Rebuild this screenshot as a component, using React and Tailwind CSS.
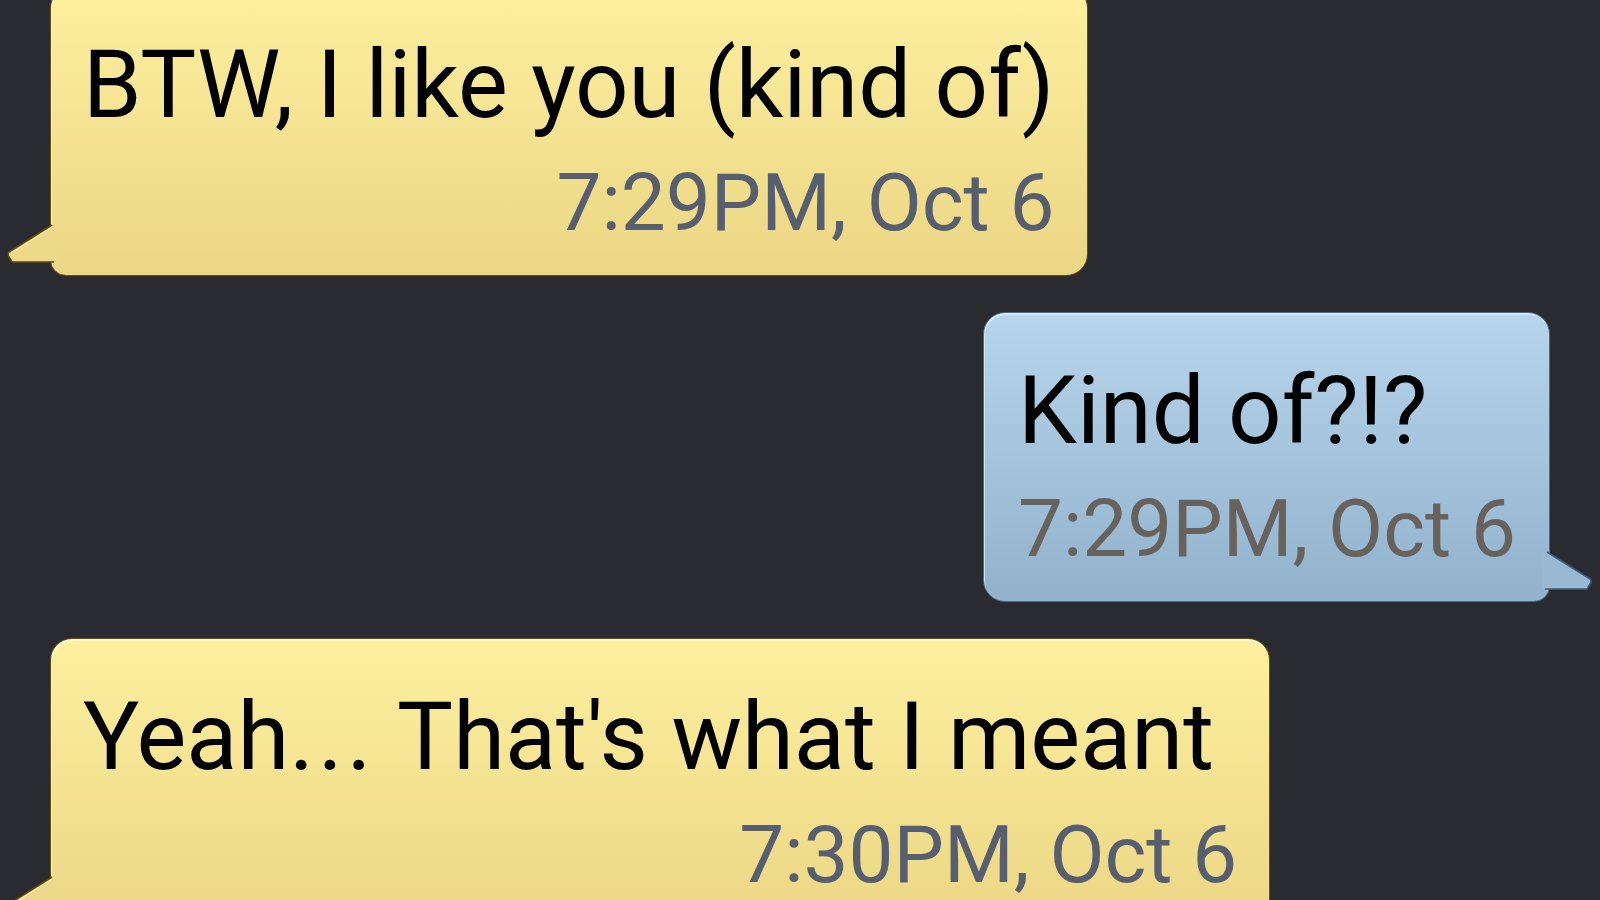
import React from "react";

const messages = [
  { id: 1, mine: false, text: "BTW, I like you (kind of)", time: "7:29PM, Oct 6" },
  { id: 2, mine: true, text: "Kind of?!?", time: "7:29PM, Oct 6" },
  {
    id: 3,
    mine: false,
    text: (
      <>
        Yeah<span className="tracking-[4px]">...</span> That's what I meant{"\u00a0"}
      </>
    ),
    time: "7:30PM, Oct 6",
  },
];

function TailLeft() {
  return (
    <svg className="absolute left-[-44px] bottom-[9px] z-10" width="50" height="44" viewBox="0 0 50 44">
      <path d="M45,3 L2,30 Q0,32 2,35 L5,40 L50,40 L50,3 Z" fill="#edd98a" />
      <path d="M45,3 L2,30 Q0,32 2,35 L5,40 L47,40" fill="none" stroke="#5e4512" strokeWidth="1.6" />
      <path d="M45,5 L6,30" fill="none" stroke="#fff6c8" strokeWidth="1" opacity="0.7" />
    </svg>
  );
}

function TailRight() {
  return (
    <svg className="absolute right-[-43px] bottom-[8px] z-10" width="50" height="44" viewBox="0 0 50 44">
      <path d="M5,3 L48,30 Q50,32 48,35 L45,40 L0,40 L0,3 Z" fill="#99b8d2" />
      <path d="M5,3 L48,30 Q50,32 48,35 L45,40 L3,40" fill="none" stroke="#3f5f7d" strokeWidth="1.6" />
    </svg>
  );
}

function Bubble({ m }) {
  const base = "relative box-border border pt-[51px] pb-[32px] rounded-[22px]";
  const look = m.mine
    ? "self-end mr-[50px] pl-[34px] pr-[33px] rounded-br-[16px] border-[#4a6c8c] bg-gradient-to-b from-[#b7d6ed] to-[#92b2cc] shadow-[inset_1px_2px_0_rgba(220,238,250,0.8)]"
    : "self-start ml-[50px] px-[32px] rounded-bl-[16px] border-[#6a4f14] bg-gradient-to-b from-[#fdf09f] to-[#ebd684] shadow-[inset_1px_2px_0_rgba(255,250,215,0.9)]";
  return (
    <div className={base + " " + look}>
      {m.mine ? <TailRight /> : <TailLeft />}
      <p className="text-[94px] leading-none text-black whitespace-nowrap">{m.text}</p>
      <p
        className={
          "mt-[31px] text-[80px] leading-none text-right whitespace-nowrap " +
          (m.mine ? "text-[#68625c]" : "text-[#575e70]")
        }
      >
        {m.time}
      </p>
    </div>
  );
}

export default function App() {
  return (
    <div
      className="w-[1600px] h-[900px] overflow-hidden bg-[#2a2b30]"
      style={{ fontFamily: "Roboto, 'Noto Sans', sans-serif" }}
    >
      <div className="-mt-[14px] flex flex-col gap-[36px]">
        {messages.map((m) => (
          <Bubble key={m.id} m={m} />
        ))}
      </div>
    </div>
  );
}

━━━━━━━━━━━━━━━━

▶ [TASK STATEMENT]:
Reproduce exactly the run of lines that opens the listing and closes with the line holding "import React from". Pictures are excluded.

▶ [EXERCISE RESULT]:
Rebuild this screenshot as a component, using React and Tailwind CSS.
import React from "react";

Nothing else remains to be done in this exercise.